At this low level the only ship specific option to help your concealability is using camouflage, which is a consumable on non-premium ships. This reduces your detectability by 3%, or 177-meters on the Sampson. (Drops it down to just over 5.6km.) Of course if you can fit it, so can your opponents.

I don’t think there are any signal flags which lower this detectability.

You can of course smoke up in a Destroyer. While I can’t look into smoke at this tier, I can certainly see its outer edge. If I am detected but have no other ships or planes close enough aside a bloody big smoke screen, then it would be easy to deduce a destroyer is sitting within it looking at me.

You can also hide behind islands – but that of course blocks your own line of sight so you are just as blind unless someone else is spotting for you.
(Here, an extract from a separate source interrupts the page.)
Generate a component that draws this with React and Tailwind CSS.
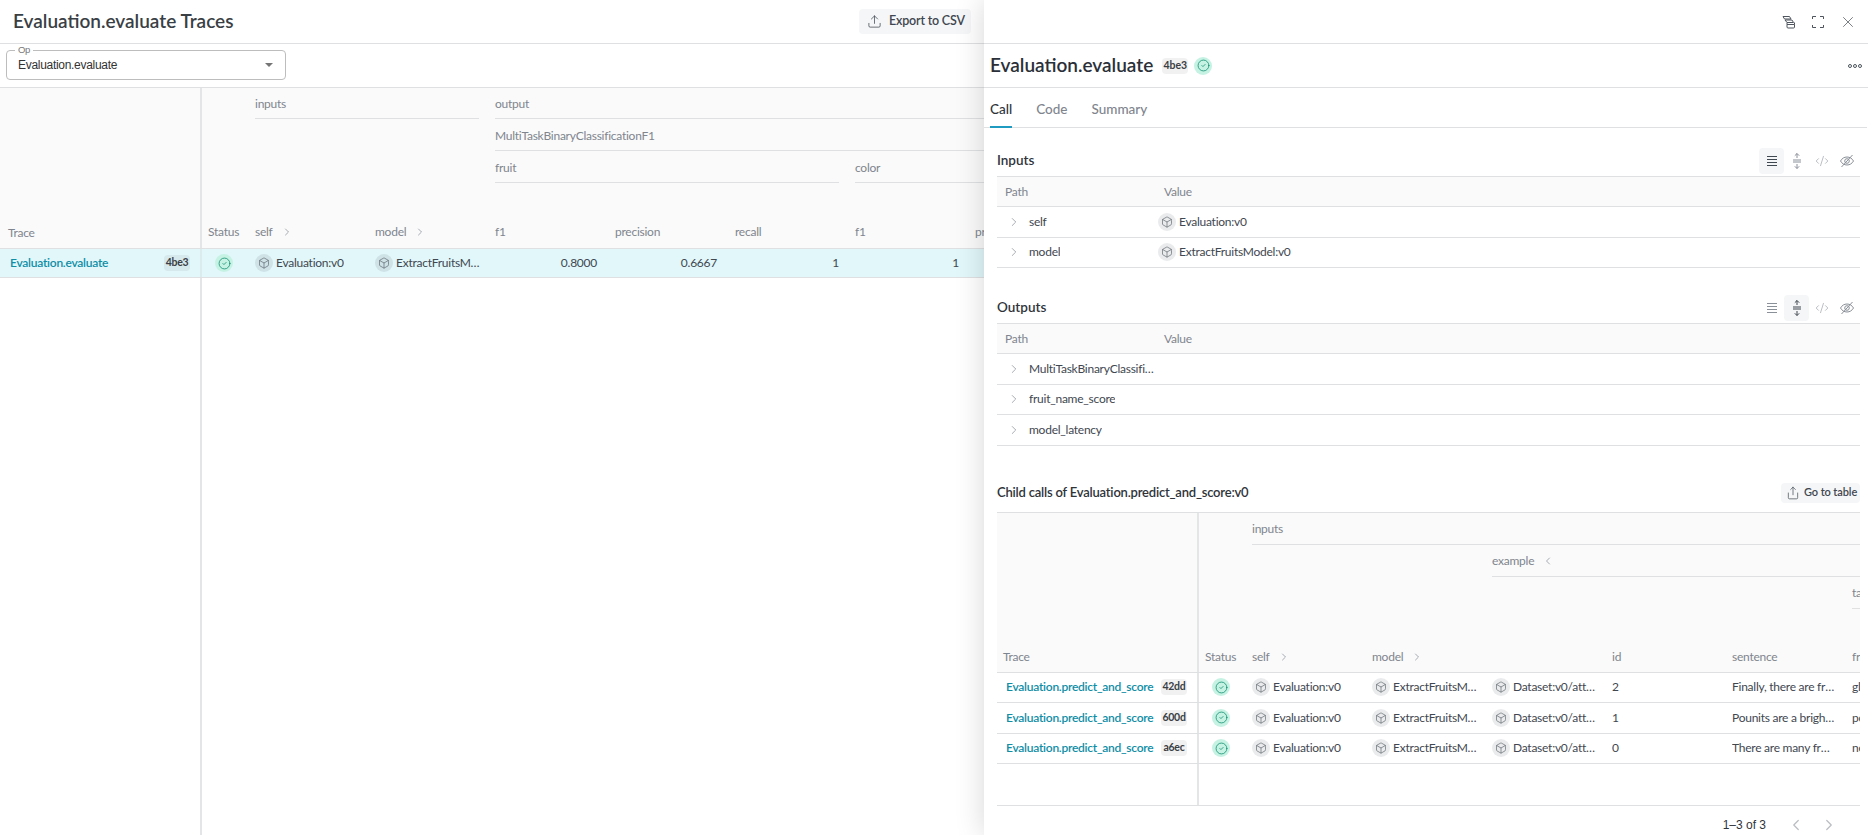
import React from "react";
import { Box, ChevronLeft, ChevronRight, CircleCheck, Upload, Share, X, CodeXml } from "lucide-react";

const sans = "font-['Lato',sans-serif]";

function Status() {
  return (
    <span className="flex h-[18px] w-[18px] items-center justify-center rounded-full bg-[#c5f2e3]">
      <CircleCheck size={13} strokeWidth={1.4} className="text-[#0a8a6a]" />
    </span>
  );
}

function Hash({ children }) {
  return (
    <span className="flex h-[16px] w-[26px] shrink-0 items-center justify-center rounded-[4px] bg-[rgba(70,60,60,0.07)] text-[10.5px] font-bold text-[#3a3f45]">
      {children}
    </span>
  );
}

function Obj({ children, className = "" }) {
  return (
    <span className={`flex min-w-0 items-center gap-[3px] ${className}`}>
      <span className="flex h-[18px] w-[18px] shrink-0 items-center justify-center rounded-full bg-[rgba(60,70,85,0.11)]">
        <Box size={12} strokeWidth={1.2} className="text-[#4e555e]" />
      </span>
      <span className="truncate text-[12px] tracking-[-0.25px] text-[#3f4750]">{children}</span>
    </span>
  );
}

function HeadLabel({ children, className = "" }) {
  return <div className={`flex items-center text-[12px] tracking-[-0.25px] text-[#7f858e] ${className}`}>{children}</div>;
}

function Chev({ left }) {
  const I = left ? ChevronLeft : ChevronRight;
  return <I size={12} strokeWidth={1.3} className="ml-[8px] text-[#79808a]" />;
}

function LeftTable() {
  return (
    <div className="flex min-h-0 flex-1 flex-col overflow-hidden">
      <div className="grid h-[161px] w-[1200px] shrink-0 grid-cols-[202px_53px_repeat(8,120px)] grid-rows-[31px_32px_32px_33px_32px] border-b border-[#dfe0e2] bg-[#fafafa]">
        <HeadLabel className="col-start-1 row-span-5 row-start-1 items-end border-r-2 border-[#e4e5e7] pb-[6px] pl-[8px]">Trace</HeadLabel>
        <HeadLabel className="col-span-2 col-start-3 row-start-1 mr-[16px] border-b border-[#dfe0e2] pt-[2px]">inputs</HeadLabel>
        <HeadLabel className="col-span-6 col-start-5 row-start-1 border-b border-[#dfe0e2] pt-[2px]">output</HeadLabel>
        <HeadLabel className="col-span-6 col-start-5 row-start-2 border-b border-[#dfe0e2] pt-[3px]">MultiTaskBinaryClassificationF1</HeadLabel>
        <HeadLabel className="col-span-3 col-start-5 row-start-3 mr-[16px] border-b border-[#dfe0e2] pt-[3px]">fruit</HeadLabel>
        <HeadLabel className="col-span-3 col-start-8 row-start-3 border-b border-[#dfe0e2] pt-[3px]">color</HeadLabel>
        <HeadLabel className="col-start-2 row-start-5 pl-[6px]">Status</HeadLabel>
        <HeadLabel className="col-start-3 row-start-5">self<Chev /></HeadLabel>
        <HeadLabel className="col-start-4 row-start-5">model<Chev /></HeadLabel>
        <HeadLabel className="col-start-5 row-start-5">f1</HeadLabel>
        <HeadLabel className="col-start-6 row-start-5">precision</HeadLabel>
        <HeadLabel className="col-start-7 row-start-5">recall</HeadLabel>
        <HeadLabel className="col-start-8 row-start-5">f1</HeadLabel>
        <HeadLabel className="col-start-9 row-start-5">precision</HeadLabel>
      </div>
      <div className="grid h-[29px] w-[1200px] shrink-0 grid-cols-[202px_53px_repeat(8,120px)] items-center border-b border-[#dfe0e2] bg-[#e1f7fa] text-[12px] tracking-[-0.25px] text-[#3f4750]">
        <div className="flex h-full items-center justify-between border-r-2 border-[#dcecee] pl-[10px] pr-[10px]">
          <span className="font-semibold text-[#0f8ea6]">Evaluation.evaluate</span>
          <Hash>4be3</Hash>
        </div>
        <div className="flex justify-center pr-[9px]"><Status /></div>
        <Obj className="pr-[16px]">Evaluation:v0</Obj>
        <Obj className="pr-[12px]">ExtractFruitsModel:v0</Obj>
        <div className="pr-[18px] text-right">0.8000</div>
        <div className="pr-[18px] text-right">0.6667</div>
        <div className="pr-[16px] text-right">1</div>
        <div className="pr-[16px] text-right">1</div>
        <div className="pr-[16px] text-right">1</div>
      </div>
      <div className="min-h-0 flex-1">
        <div className="h-full w-[202px] border-r-2 border-[#e4e5e7]" />
      </div>
    </div>
  );
}

function ToolIcon({ kind }) {
  const common = { width: 18, height: 18, viewBox: "0 0 18 18", fill: "none", stroke: "currentColor", strokeWidth: 1 };
  if (kind === "rows")
    return (
      <svg {...common}>
        <path d="M4 4.5h10M4 7.5h10M4 10.5h10M4 13.5h10" />
      </svg>
    );
  if (kind === "expand")
    return (
      <svg {...common}>
        <path d="M5 8h8M5 10h8M9 1.5V6M6.8 3.7 9 1.5l2.2 2.2M9 12v4.5M6.8 14.3 9 16.5l2.2-2.2" />
      </svg>
    );
  if (kind === "code") return <CodeXml size={14} strokeWidth={1} />;
  return (
    <svg {...common}>
      <path d="M2.5 9C4 6.4 6.2 5 9 5s5 1.4 6.5 4c-1.5 2.6-3.7 4-6.5 4S4 11.6 2.5 9Z" />
      <circle cx="9" cy="9" r="2.3" />
      <path d="M14.5 3 3.5 15" />
    </svg>
  );
}

function Toolbar({ active }) {
  const items = ["rows", "expand", "code", "eye"];
  return (
    <div className="flex h-[26px] items-center">
      {items.map((k) => (
        <span
          key={k}
          className={`flex h-[26px] w-[25px] items-center justify-center rounded-[4px] ${
            active === k ? "bg-[#f5f6f7] text-[#3f4750]" : "text-[#8a9098]"
          }`}
        >
          <ToolIcon kind={k} />
        </span>
      ))}
    </div>
  );
}

function KVSection({ title, active, rows, className = "" }) {
  return (
    <section className={`shrink-0 ${className}`}>
      <div className="mb-[2px] flex h-[26px] items-center justify-between">
        <h3 className="-mt-[1px] text-[13.5px] font-semibold text-[#2f343a]">{title}</h3>
        <div className="mr-[1px]"><Toolbar active={active} /></div>
      </div>
      <div className="border-t border-[#dfe0e2]">
        <div className="grid h-[30px] grid-cols-[153px_1fr] items-center border-b border-[#dfe0e2] bg-[#fafafa] pl-[8px] text-[12px] tracking-[-0.25px] text-[#7f858e]">
          <span>Path</span>
          <span className="pl-[6px]">Value</span>
        </div>
        {rows.map(([k, v]) => (
          <div key={k} className="grid h-[30.5px] grid-cols-[153px_1fr] items-center border-b border-[#dfe0e2] pl-[8px] text-[12px] tracking-[-0.25px] text-[#3f4750]">
            <span className="flex min-w-0 items-center pr-[2px]">
              <ChevronRight size={14} strokeWidth={1} className="ml-[2px] mr-[8px] shrink-0 text-[#6b727b]" />
              <span className="truncate">{k}</span>
            </span>
            {v ? <Obj>{v}</Obj> : <span />}
          </div>
        ))}
      </div>
    </section>
  );
}

function ChildRow({ hash, id, sentence, fr }) {
  return (
    <div className="grid h-[30.5px] w-[1200px] grid-cols-[202px_53px_repeat(8,120px)] items-center border-b border-[#dfe0e2] text-[12px] tracking-[-0.25px] text-[#3f4750]">
      <div className="flex h-full items-center justify-between border-r-2 border-[#e4e5e7] pl-[9px] pr-[10px]">
        <span className="font-semibold text-[#0f8ea6]">Evaluation.predict_and_score</span>
        <Hash>{hash}</Hash>
      </div>
      <div className="flex justify-center pr-[9px]"><Status /></div>
      <Obj className="pr-[16px]">Evaluation:v0</Obj>
      <Obj className="pr-[12px]">ExtractFruitsModel:v0</Obj>
      <Obj className="pr-[16px]">Dataset:v0/attr/rows/0</Obj>
      <div>{id}</div>
      <div className="truncate pr-[16px]">{sentence}</div>
      <div>{fr}</div>
    </div>
  );
}

function ChildTable() {
  return (
    <div className="shrink-0 overflow-hidden">
      <div className="grid h-[161px] w-[1200px] grid-cols-[202px_53px_repeat(8,120px)] grid-rows-[32px_32px_32px_33px_30px] border-y border-[#dfe0e2] bg-[#fafafa]">
        <HeadLabel className="col-start-1 row-span-5 row-start-1 items-end border-r-2 border-[#e4e5e7] pb-[6px] pl-[6px]">Trace</HeadLabel>
        <HeadLabel className="col-span-8 col-start-3 row-start-1 border-b border-[#dfe0e2] pt-[2px]">inputs</HeadLabel>
        <HeadLabel className="col-span-6 col-start-5 row-start-2 border-b border-[#dfe0e2] pt-[1px]">example<Chev left /></HeadLabel>
        <HeadLabel className="col-span-3 col-start-8 row-start-3 border-b border-[#dfe0e2] pt-[1px]">target</HeadLabel>
        <HeadLabel className="col-start-2 row-start-5 pl-[6px]">Status</HeadLabel>
        <HeadLabel className="col-start-3 row-start-5">self<Chev /></HeadLabel>
        <HeadLabel className="col-start-4 row-start-5">model<Chev /></HeadLabel>
        <HeadLabel className="col-start-6 row-start-5">id</HeadLabel>
        <HeadLabel className="col-start-7 row-start-5">sentence</HeadLabel>
        <HeadLabel className="col-start-8 row-start-5">fruit</HeadLabel>
      </div>
      <ChildRow hash="42dd" id="2" sentence="Finally, there are fruits" fr="glow" />
      <ChildRow hash="600d" id="1" sentence="Pounits are a bright green" fr="pounit" />
      <ChildRow hash="a6ec" id="0" sentence="There are many fruits" fr="neoskizzle" />
      <div className="h-[41px] w-[202px] border-r-2 border-[#e4e5e7]" />
    </div>
  );
}

function Drawer() {
  return (
    <aside className="absolute right-0 top-0 flex h-full w-[884px] flex-col bg-white shadow-[0_0_28px_rgba(0,0,0,0.16)]">
      <div className="flex h-[44px] shrink-0 items-center justify-end gap-[13px] border-b border-[#dfe0e2] pr-[11px] text-[#4e555e]">
        <svg width="16" height="16" viewBox="0 0 16 16" fill="none" stroke="currentColor" strokeWidth="1">
          <path d="M2 2.5h6.5l1.5 2.5H3.5ZM4 6h7l1.5 2.5H6ZM6 10.5h7.5v2.5a1 1 0 0 1-1 1H7a1 1 0 0 1-1-1Z" />
          <path d="M6 8.5v2M13.5 8.5v2" />
        </svg>
        <svg width="16" height="16" viewBox="0 0 16 16" fill="none" stroke="currentColor" strokeWidth="1">
          <path d="M2.5 5V2.5H6M10 2.5h3.5V5M13.5 11v2.5H10M6 13.5H2.5V11" />
        </svg>
        <X size={18} strokeWidth={1} />
      </div>
      <div className="flex h-[44px] shrink-0 items-center border-b border-[#dfe0e2] pl-[6px] pr-[6px]">
        <h2 className="text-[19px] font-semibold text-[#2b3038]">Evaluation.evaluate</h2>
        <span className="ml-[9px]"><Hash>4be3</Hash></span>
        <span className="ml-[6px]"><Status /></span>
        <span className="ml-auto flex items-center gap-[1px]">
          <span className="h-[4px] w-[4px] rounded-full border border-[#4e555e]" />
          <span className="h-[4px] w-[4px] rounded-full border border-[#4e555e]" />
          <span className="h-[4px] w-[4px] rounded-full border border-[#4e555e]" />
        </span>
      </div>
      <nav className="mr-[1px] flex h-[40px] shrink-0 items-stretch gap-[24px] border-b border-[#dfe0e2] pl-[6px] text-[13.5px] font-medium">
        <span className="-mb-px flex items-center border-b-2 border-[#1f9ac0] pt-[4px] text-[#2f343a]">Call</span>
        <span className="flex items-center pt-[4px] text-[#7f858e]">Code</span>
        <span className="flex items-center pt-[4px] text-[#7f858e]">Summary</span>
      </nav>
      <div className="flex min-h-0 flex-1 flex-col pl-[13px] pr-[8px] pt-[20px]">
        <KVSection title="Inputs" active="rows" rows={[["self", "Evaluation:v0"], ["model", "ExtractFruitsModel:v0"]]} />
        <KVSection
          title="Outputs"
          active="expand"
          className="mt-[27px]"
          rows={[["MultiTaskBinaryClassificationF1", null], ["fruit_name_score", null], ["model_latency", null]]}
        />
        <div className="mb-[9px] mt-[37px] flex h-[20px] shrink-0 items-center justify-between">
          <h3 className="text-[13px] font-semibold tracking-[-0.2px] text-[#2f343a]">Child calls of Evaluation.predict_and_score:v0</h3>
          <span className="flex h-[20px] w-[79px] items-center gap-[4px] whitespace-nowrap rounded-[4px] bg-[#f5f6f7] pl-[5px] text-[11px] font-semibold tracking-[-0.1px] text-[#3f4750]">
            <Share size={14} strokeWidth={1.2} className="shrink-0" />
            Go to table
          </span>
        </div>
        <ChildTable />
        <div className="flex h-[31px] shrink-0 items-center justify-end border-t border-[#dfe0e2] pt-[8px] font-['Liberation_Sans',sans-serif] text-[12px] text-[#2f343a]">
          <span className="mr-[21px]">1–3 of 3</span>
          <ChevronLeft size={18} strokeWidth={1.6} className="mr-[15px] text-[#b9bcc0]" />
          <ChevronRight size={18} strokeWidth={1.6} className="mr-[22px] text-[#b9bcc0]" />
        </div>
      </div>
    </aside>
  );
}

export default function App() {
  return (
    <div className={`relative flex h-[835px] w-[1868px] flex-col overflow-hidden bg-white ${sans}`}>
      <header className="flex h-[44px] shrink-0 items-center border-b border-[#dfe0e2] pl-[13px] pr-[897px]">
        <h1 className="text-[19px] font-semibold text-[#3a3f45]">Evaluation.evaluate Traces</h1>
        <button className="ml-auto flex h-[25px] w-[112px] items-center gap-[7px] rounded-[4px] bg-[#f5f6f7] pl-[8px] text-[12.5px] font-semibold tracking-[-0.2px] text-[#3f4750]">
          <Upload size={15} strokeWidth={1.2} />
          Export to CSV
        </button>
      </header>
      <div className="flex h-[44px] shrink-0 items-center border-b border-[#dfe0e2] pl-[6px]">
        <div className="relative mt-[-2px] flex h-[30px] w-[280px] items-center justify-between rounded-[4px] border border-[#bdbdbd] pl-[11px] pr-[12px] font-['Liberation_Sans',sans-serif] text-[12px] tracking-[-0.3px] text-[#333]">
          <span className="absolute -top-[6px] left-[8px] bg-white px-[3px] text-[9.5px] leading-[10px] text-[#777]">Op</span>
          <span>Evaluation.evaluate</span>
          <span className="h-0 w-0 border-x-[4px] border-t-[4px] border-x-transparent border-t-[#757575]" />
        </div>
      </div>
      <LeftTable />
      <Drawer />
    </div>
  );
}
So that is the assumptions I have taken into my World of Warships Sampson battles – there are only two Destroyers who should generally be able to detect me first, and I look for them in the list at the start of each battle. I can’t ever recall coming up against a Storozhevoi, so it is just the easy to remember Umikaze. That gives me a little more confidence when making the start of game run into Capture Zones.

Except that is not how it was happening. I was regularly being spotted by different Destroyers who seemed to have little trouble keeping me in view for long periods of time without me seeing them.

It is not unusual for me to find myself in this sort of situation. I’ve done what I think is a reasonable amount of research – more than a lot of newer players might. What was I getting wrong? Maybe the Official wiki wasn’t up to date? Was it something like lag? Maybe islands can give a degree of concealability? In the end I think it is something very obvious.

There is a 5th rank Ship Captain skill called Concealment Expert. It lowers the ship detection radius by 10%, but it requires a 16th level Captain. My highest level Captain is only 7 or 8th, and none of my Destroyer Captains at Tier II and III got past maybe 4th. I just wasn’t expecting to be up against Ship Captains that high in level. I also wasn’t expecting to be so regularly up against such experienced players at such low tiers.

I like this sort of stuff – figuring out the why and how. Unfortunately, I just don’t have the memory to retain it all. I play a weekly game of online DDO with a bunch of old friends. Several can remember every single quest by name and the optimum way to run each. They know the optimum skills, enhancements, EPIC destinies and equipment for multiple classes at every level. I instead play World of Warships surrounded by paper notes, reminding me what my ranges are and the likely ranges of my opponents, what keys do what and so on.

It is a bit rock, paper scissors like, but there is a reasonably level of complexity to the game that keeps me interested.